LONDON (Reuters) - Prosecutors have charged a reporter on Rupert Murdoch's Sun newspaper over alleged payments of more than 17,000 pounds to officials for details of confidential government spending plans.
The charges are part of a wide-ranging police investigation begun two years ago into claims journalists from Murdoch's now-defunct News of the World newspaper had hacked into mobile phone voicemail messages.
That inquiry has led to dozens of arrests of current and former staff at News International, the British newspaper arm of Murdoch's News Corp., and has been widened to examine claims of illegal payments to public officials.
The scandal forced the closure of the News of the World and has called into question the judgment of British Prime Minister David Cameron, who was friends with several of Murdoch's senior executives.

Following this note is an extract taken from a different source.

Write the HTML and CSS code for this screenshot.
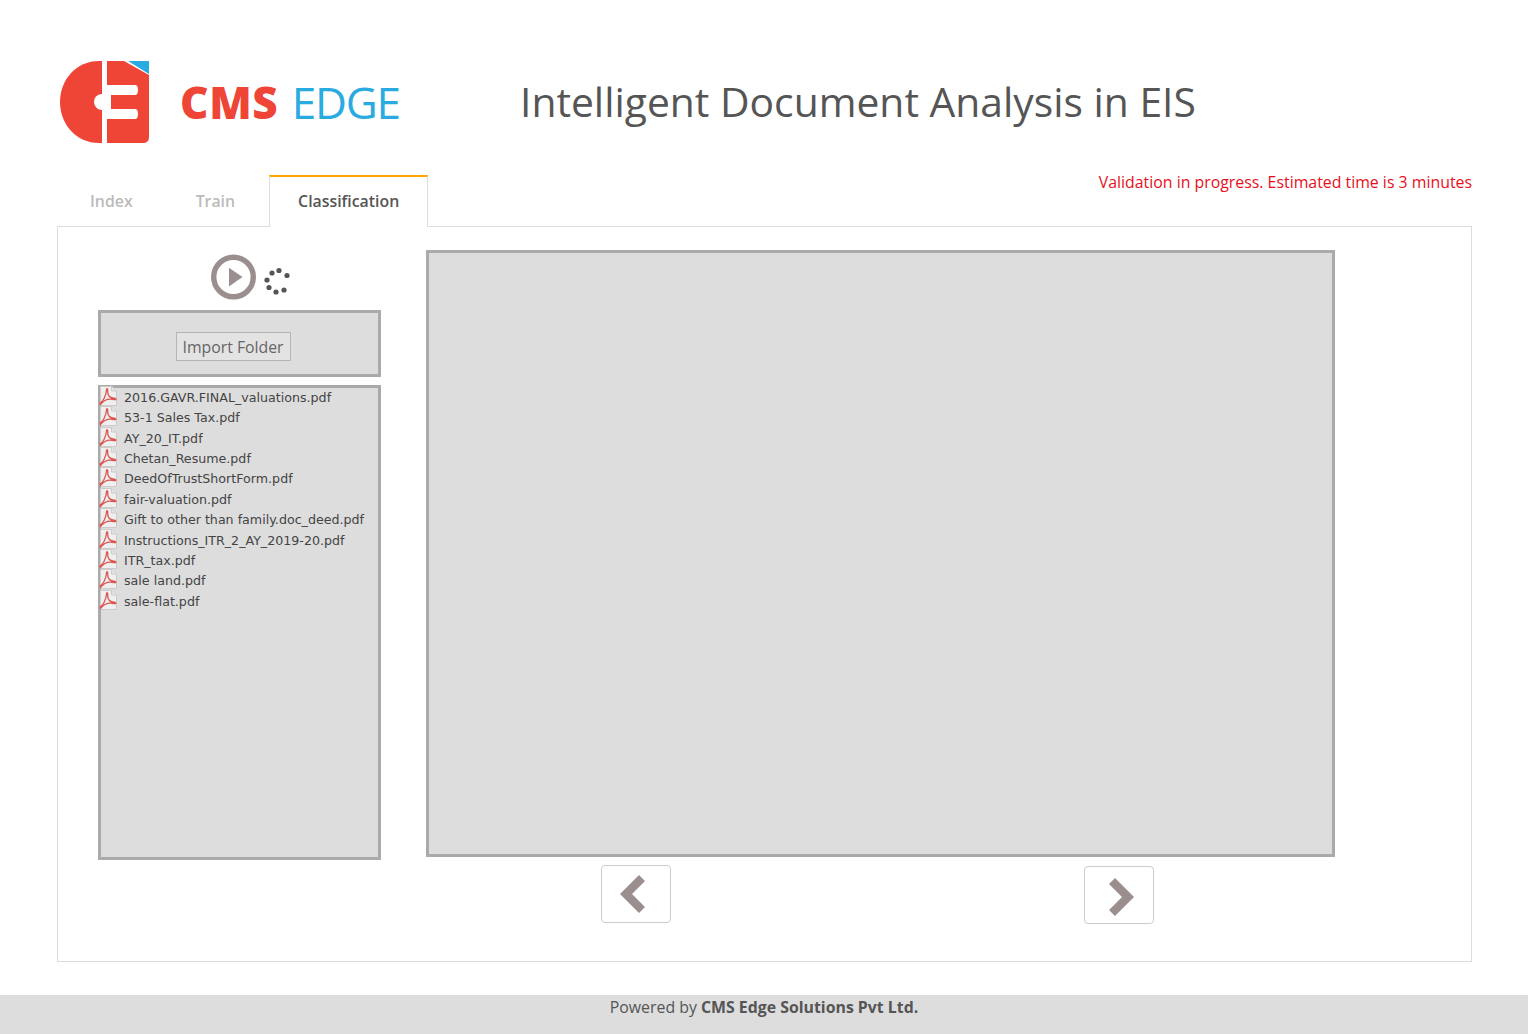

Sun reporter Clodagh Hartley allegedly paid for information between 2008 and 2011 about then-unannounced government decisions related to the 2010 Budget and to deficit reduction plans, the Crown Prosecution Service said on Tuesday.
Hartley, 38, is charged with conspiracy to commit misconduct in public office, along with Jonathan Hall, 51, a press officer at the HMRC tax-collection agency, and his partner Marta Bukarewicz, 44. They will appear in court on May 29.
London police said in a separate statement all three had been granted bail.